**Material provided:**
** start **

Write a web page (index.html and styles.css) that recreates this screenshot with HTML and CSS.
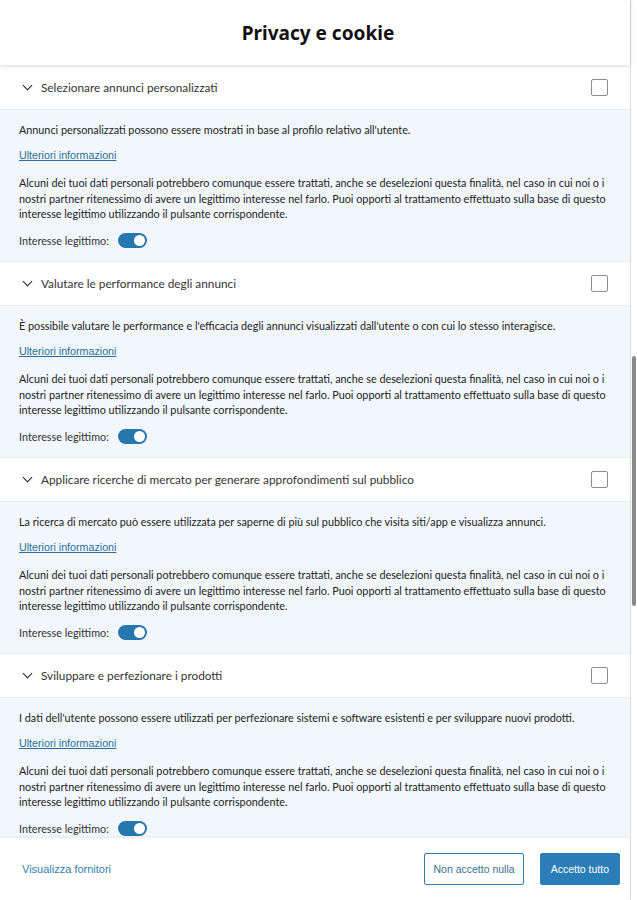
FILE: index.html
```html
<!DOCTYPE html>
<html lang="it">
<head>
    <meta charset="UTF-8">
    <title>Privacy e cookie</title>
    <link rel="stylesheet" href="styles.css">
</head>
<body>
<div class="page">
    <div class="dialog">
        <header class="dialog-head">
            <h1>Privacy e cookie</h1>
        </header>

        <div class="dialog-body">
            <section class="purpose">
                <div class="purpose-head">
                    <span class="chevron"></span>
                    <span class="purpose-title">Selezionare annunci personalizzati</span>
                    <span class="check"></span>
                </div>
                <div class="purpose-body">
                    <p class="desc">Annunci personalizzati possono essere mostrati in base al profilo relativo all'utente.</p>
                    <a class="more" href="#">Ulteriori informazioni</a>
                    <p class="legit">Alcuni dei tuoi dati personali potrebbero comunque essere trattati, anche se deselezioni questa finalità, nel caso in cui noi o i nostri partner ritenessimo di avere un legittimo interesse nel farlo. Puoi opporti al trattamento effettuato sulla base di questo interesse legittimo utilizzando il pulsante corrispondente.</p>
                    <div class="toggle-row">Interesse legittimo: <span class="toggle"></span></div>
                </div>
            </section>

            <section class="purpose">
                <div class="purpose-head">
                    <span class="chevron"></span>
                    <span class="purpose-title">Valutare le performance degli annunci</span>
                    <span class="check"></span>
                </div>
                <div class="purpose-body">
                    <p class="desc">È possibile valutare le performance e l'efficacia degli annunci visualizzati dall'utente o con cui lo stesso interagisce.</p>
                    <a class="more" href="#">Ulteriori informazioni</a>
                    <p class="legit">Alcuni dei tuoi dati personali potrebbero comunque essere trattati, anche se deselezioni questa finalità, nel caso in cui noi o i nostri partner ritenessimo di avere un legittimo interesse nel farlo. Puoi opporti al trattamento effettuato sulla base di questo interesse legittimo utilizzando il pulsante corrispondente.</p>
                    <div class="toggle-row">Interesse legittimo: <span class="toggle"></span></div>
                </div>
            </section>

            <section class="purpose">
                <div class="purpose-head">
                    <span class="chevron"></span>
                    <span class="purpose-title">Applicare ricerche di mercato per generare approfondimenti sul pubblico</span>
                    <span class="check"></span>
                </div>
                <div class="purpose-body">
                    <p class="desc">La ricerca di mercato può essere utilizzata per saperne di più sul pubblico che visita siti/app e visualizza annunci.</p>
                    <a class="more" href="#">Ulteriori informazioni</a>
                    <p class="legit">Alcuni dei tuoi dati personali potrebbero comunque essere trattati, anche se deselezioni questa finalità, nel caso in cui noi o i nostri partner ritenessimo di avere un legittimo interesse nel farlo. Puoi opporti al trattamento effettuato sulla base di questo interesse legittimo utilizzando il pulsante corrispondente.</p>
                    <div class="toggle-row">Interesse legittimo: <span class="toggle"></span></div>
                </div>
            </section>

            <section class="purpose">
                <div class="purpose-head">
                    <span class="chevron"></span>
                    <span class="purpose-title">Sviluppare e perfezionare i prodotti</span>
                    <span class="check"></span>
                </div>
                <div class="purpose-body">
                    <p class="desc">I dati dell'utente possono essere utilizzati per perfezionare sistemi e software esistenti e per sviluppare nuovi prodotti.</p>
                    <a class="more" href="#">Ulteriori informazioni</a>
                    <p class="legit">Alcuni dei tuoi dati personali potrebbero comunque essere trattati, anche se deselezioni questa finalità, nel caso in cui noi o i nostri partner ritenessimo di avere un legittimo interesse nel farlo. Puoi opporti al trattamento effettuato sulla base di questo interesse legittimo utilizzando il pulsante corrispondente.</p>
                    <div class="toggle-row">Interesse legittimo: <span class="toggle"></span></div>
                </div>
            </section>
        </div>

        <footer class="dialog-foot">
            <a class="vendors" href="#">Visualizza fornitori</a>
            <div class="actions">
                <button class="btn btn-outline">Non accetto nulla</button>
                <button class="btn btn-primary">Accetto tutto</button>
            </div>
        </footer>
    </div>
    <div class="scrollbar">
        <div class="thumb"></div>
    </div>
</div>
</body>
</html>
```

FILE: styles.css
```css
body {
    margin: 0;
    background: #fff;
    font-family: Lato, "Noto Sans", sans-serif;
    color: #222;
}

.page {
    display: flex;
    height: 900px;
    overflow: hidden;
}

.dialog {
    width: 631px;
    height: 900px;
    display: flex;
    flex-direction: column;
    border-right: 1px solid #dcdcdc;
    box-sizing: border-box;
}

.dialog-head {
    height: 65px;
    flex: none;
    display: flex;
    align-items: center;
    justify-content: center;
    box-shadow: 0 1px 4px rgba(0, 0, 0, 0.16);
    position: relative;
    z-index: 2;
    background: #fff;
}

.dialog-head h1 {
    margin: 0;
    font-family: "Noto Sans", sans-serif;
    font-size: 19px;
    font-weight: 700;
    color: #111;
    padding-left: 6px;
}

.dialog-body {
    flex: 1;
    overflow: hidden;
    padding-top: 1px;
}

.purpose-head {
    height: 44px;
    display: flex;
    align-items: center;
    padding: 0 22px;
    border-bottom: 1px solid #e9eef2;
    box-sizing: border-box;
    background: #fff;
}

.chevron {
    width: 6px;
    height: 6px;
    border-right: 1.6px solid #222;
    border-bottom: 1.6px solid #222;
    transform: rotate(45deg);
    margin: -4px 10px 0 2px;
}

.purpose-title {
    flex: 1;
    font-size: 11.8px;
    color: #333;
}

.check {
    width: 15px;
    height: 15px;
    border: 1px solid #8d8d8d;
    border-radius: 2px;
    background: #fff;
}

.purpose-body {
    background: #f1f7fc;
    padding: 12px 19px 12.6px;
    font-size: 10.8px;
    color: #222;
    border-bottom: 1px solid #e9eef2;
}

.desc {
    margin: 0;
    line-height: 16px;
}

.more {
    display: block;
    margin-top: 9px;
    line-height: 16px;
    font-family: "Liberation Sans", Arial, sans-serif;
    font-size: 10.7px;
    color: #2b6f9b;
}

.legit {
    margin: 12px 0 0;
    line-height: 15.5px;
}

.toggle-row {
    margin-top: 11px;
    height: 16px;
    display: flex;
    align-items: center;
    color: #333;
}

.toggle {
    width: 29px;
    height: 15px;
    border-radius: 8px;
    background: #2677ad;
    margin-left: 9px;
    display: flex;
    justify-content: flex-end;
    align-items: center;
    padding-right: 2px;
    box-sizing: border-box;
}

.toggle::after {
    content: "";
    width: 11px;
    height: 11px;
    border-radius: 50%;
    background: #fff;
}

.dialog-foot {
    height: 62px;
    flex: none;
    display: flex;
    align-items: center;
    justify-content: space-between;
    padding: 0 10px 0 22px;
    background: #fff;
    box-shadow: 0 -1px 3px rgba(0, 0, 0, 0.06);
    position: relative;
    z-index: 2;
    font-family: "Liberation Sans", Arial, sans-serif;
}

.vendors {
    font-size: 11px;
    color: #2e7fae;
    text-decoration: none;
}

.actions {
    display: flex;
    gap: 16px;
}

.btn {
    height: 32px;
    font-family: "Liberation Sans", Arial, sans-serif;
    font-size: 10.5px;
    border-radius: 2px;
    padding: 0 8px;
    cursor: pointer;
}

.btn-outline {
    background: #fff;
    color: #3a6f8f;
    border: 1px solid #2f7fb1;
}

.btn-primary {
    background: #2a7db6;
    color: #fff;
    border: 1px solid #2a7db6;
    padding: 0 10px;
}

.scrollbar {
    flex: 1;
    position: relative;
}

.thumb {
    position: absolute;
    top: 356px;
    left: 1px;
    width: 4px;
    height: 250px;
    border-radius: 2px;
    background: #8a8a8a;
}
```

** end **

**Goal:**
From the data above, write out everything exactly except the pictures.

**Output of the exercise:**
Write a web page (index.html and styles.css) that recreates this screenshot with HTML and CSS.
FILE: index.html
```html
<!DOCTYPE html>
<html lang="it">
<head>
    <meta charset="UTF-8">
    <title>Privacy e cookie</title>
    <link rel="stylesheet" href="styles.css">
</head>
<body>
<div class="page">
    <div class="dialog">
        <header class="dialog-head">
            <h1>Privacy e cookie</h1>
        </header>

        <div class="dialog-body">
            <section class="purpose">
                <div class="purpose-head">
                    <span class="chevron"></span>
                    <span class="purpose-title">Selezionare annunci personalizzati</span>
                    <span class="check"></span>
                </div>
                <div class="purpose-body">
                    <p class="desc">Annunci personalizzati possono essere mostrati in base al profilo relativo all'utente.</p>
                    <a class="more" href="#">Ulteriori informazioni</a>
                    <p class="legit">Alcuni dei tuoi dati personali potrebbero comunque essere trattati, anche se deselezioni questa finalità, nel caso in cui noi o i nostri partner ritenessimo di avere un legittimo interesse nel farlo. Puoi opporti al trattamento effettuato sulla base di questo interesse legittimo utilizzando il pulsante corrispondente.</p>
                    <div class="toggle-row">Interesse legittimo: <span class="toggle"></span></div>
                </div>
            </section>

            <section class="purpose">
                <div class="purpose-head">
                    <span class="chevron"></span>
                    <span class="purpose-title">Valutare le performance degli annunci</span>
                    <span class="check"></span>
                </div>
                <div class="purpose-body">
                    <p class="desc">È possibile valutare le performance e l'efficacia degli annunci visualizzati dall'utente o con cui lo stesso interagisce.</p>
                    <a class="more" href="#">Ulteriori informazioni</a>
                    <p class="legit">Alcuni dei tuoi dati personali potrebbero comunque essere trattati, anche se deselezioni questa finalità, nel caso in cui noi o i nostri partner ritenessimo di avere un legittimo interesse nel farlo. Puoi opporti al trattamento effettuato sulla base di questo interesse legittimo utilizzando il pulsante corrispondente.</p>
                    <div class="toggle-row">Interesse legittimo: <span class="toggle"></span></div>
                </div>
            </section>

            <section class="purpose">
                <div class="purpose-head">
                    <span class="chevron"></span>
                    <span class="purpose-title">Applicare ricerche di mercato per generare approfondimenti sul pubblico</span>
                    <span class="check"></span>
                </div>
                <div class="purpose-body">
                    <p class="desc">La ricerca di mercato può essere utilizzata per saperne di più sul pubblico che visita siti/app e visualizza annunci.</p>
                    <a class="more" href="#">Ulteriori informazioni</a>
                    <p class="legit">Alcuni dei tuoi dati personali potrebbero comunque essere trattati, anche se deselezioni questa finalità, nel caso in cui noi o i nostri partner ritenessimo di avere un legittimo interesse nel farlo. Puoi opporti al trattamento effettuato sulla base di questo interesse legittimo utilizzando il pulsante corrispondente.</p>
                    <div class="toggle-row">Interesse legittimo: <span class="toggle"></span></div>
                </div>
            </section>

            <section class="purpose">
                <div class="purpose-head">
                    <span class="chevron"></span>
                    <span class="purpose-title">Sviluppare e perfezionare i prodotti</span>
                    <span class="check"></span>
                </div>
                <div class="purpose-body">
                    <p class="desc">I dati dell'utente possono essere utilizzati per perfezionare sistemi e software esistenti e per sviluppare nuovi prodotti.</p>
                    <a class="more" href="#">Ulteriori informazioni</a>
                    <p class="legit">Alcuni dei tuoi dati personali potrebbero comunque essere trattati, anche se deselezioni questa finalità, nel caso in cui noi o i nostri partner ritenessimo di avere un legittimo interesse nel farlo. Puoi opporti al trattamento effettuato sulla base di questo interesse legittimo utilizzando il pulsante corrispondente.</p>
                    <div class="toggle-row">Interesse legittimo: <span class="toggle"></span></div>
                </div>
            </section>
        </div>

        <footer class="dialog-foot">
            <a class="vendors" href="#">Visualizza fornitori</a>
            <div class="actions">
                <button class="btn btn-outline">Non accetto nulla</button>
                <button class="btn btn-primary">Accetto tutto</button>
            </div>
        </footer>
    </div>
    <div class="scrollbar">
        <div class="thumb"></div>
    </div>
</div>
</body>
</html>
```

FILE: styles.css
```css
body {
    margin: 0;
    background: #fff;
    font-family: Lato, "Noto Sans", sans-serif;
    color: #222;
}

.page {
    display: flex;
    height: 900px;
    overflow: hidden;
}

.dialog {
    width: 631px;
    height: 900px;
    display: flex;
    flex-direction: column;
    border-right: 1px solid #dcdcdc;
    box-sizing: border-box;
}

.dialog-head {
    height: 65px;
    flex: none;
    display: flex;
    align-items: center;
    justify-content: center;
    box-shadow: 0 1px 4px rgba(0, 0, 0, 0.16);
    position: relative;
    z-index: 2;
    background: #fff;
}

.dialog-head h1 {
    margin: 0;
    font-family: "Noto Sans", sans-serif;
    font-size: 19px;
    font-weight: 700;
    color: #111;
    padding-left: 6px;
}

.dialog-body {
    flex: 1;
    overflow: hidden;
    padding-top: 1px;
}

.purpose-head {
    height: 44px;
    display: flex;
    align-items: center;
    padding: 0 22px;
    border-bottom: 1px solid #e9eef2;
    box-sizing: border-box;
    background: #fff;
}

.chevron {
    width: 6px;
    height: 6px;
    border-right: 1.6px solid #222;
    border-bottom: 1.6px solid #222;
    transform: rotate(45deg);
    margin: -4px 10px 0 2px;
}

.purpose-title {
    flex: 1;
    font-size: 11.8px;
    color: #333;
}

.check {
    width: 15px;
    height: 15px;
    border: 1px solid #8d8d8d;
    border-radius: 2px;
    background: #fff;
}

.purpose-body {
    background: #f1f7fc;
    padding: 12px 19px 12.6px;
    font-size: 10.8px;
    color: #222;
    border-bottom: 1px solid #e9eef2;
}

.desc {
    margin: 0;
    line-height: 16px;
}

.more {
    display: block;
    margin-top: 9px;
    line-height: 16px;
    font-family: "Liberation Sans", Arial, sans-serif;
    font-size: 10.7px;
    color: #2b6f9b;
}

.legit {
    margin: 12px 0 0;
    line-height: 15.5px;
}

.toggle-row {
    margin-top: 11px;
    height: 16px;
    display: flex;
    align-items: center;
    color: #333;
}

.toggle {
    width: 29px;
    height: 15px;
    border-radius: 8px;
    background: #2677ad;
    margin-left: 9px;
    display: flex;
    justify-content: flex-end;
    align-items: center;
    padding-right: 2px;
    box-sizing: border-box;
}

.toggle::after {
    content: "";
    width: 11px;
    height: 11px;
    border-radius: 50%;
    background: #fff;
}

.dialog-foot {
    height: 62px;
    flex: none;
    display: flex;
    align-items: center;
    justify-content: space-between;
    padding: 0 10px 0 22px;
    background: #fff;
    box-shadow: 0 -1px 3px rgba(0, 0, 0, 0.06);
    position: relative;
    z-index: 2;
    font-family: "Liberation Sans", Arial, sans-serif;
}

.vendors {
    font-size: 11px;
    color: #2e7fae;
    text-decoration: none;
}

.actions {
    display: flex;
    gap: 16px;
}

.btn {
    height: 32px;
    font-family: "Liberation Sans", Arial, sans-serif;
    font-size: 10.5px;
    border-radius: 2px;
    padding: 0 8px;
    cursor: pointer;
}

.btn-outline {
    background: #fff;
    color: #3a6f8f;
    border: 1px solid #2f7fb1;
}

.btn-primary {
    background: #2a7db6;
    color: #fff;
    border: 1px solid #2a7db6;
    padding: 0 10px;
}

.scrollbar {
    flex: 1;
    position: relative;
}

.thumb {
    position: absolute;
    top: 356px;
    left: 1px;
    width: 4px;
    height: 250px;
    border-radius: 2px;
    background: #8a8a8a;
}
```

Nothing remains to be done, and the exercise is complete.